Be transparent, be colorful, be jiggly and be sweet. Melt easily at room temperature. Resist all attempts to tame you and make you ordinary. Be inventive (what makes Berry Blue, that unreal mouthwash color?) and be consistent (over 100 years of amazing desserts, not to even list the many salads and casseroles) but ever new. Re-invent yourself at least every spring, if not more often, and always, always, fun things up if you can.

Suspend the other rules for awhile. Make verbs out of concepts (just funning you here) and concepts into sculpture. Laugh at yourself when you get too far into it. Laugh at each other when you get the chance. Be encouraging to those who aren't where you are yet, and humble about how hard you have worked at this for these 26 years. Take care of each other and let others take care of you. Stay forever young.

No wait, that isn't one of our songs; I'm digressing again. Gotta make some Tacky Food today, and finish the props and my costumes for Dress Rehearsal tonight and Tech Rehearsal tomorrow. Gotta get up early tomorrow and watch Michael from MKAC rock the morning show on KEZI. So glad it is him and not me. Gotta walk my foot around and coddle my voice and eat well and sleep well and make this thing into history so I can get on to the other things in my life.

And put my Jell-O away for a year. I really plan to do this, to put it all up in the attic and not be a Jell-O artist for a bit. It will leak out of course, but I am going to try hard. And that reminds me, did you see the OPB special called Cold Case: JFK last night? It was good, but the best part was the ballistic gelatin.
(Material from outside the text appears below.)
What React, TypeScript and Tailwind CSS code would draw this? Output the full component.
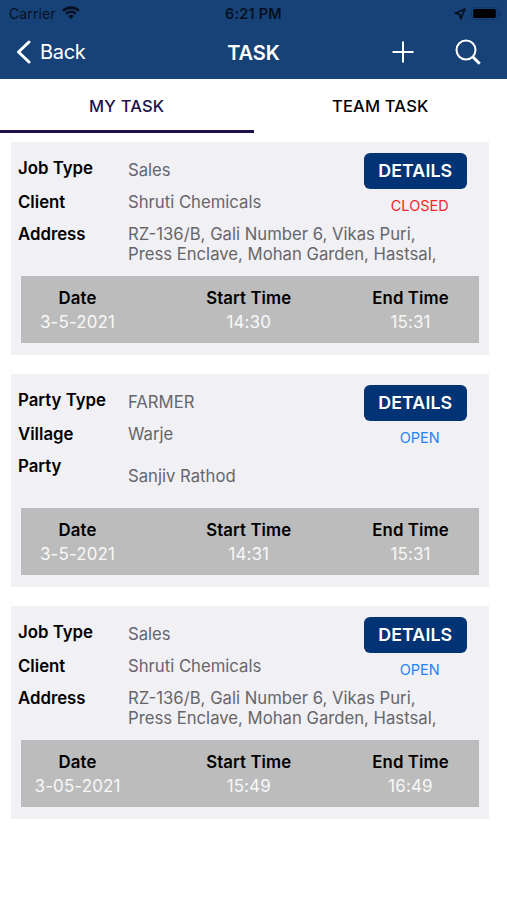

They fired bullets through the gelatin, which behaves like human tissue (sorry if this upsets you) and it was really outstandingly beautiful. I'm not sure why they always make it in that unappealing yellow, but the patterns in slow motion are graceful and fractal, and what's more, it closes back up after the bullet passes through, a completely unexpected effect that makes me think. 

Oh, forget it, I know I won't put it all up in the attic. I'm already thinking about my next piece. It's my true art form. I'm just lucky that I get to fun it up.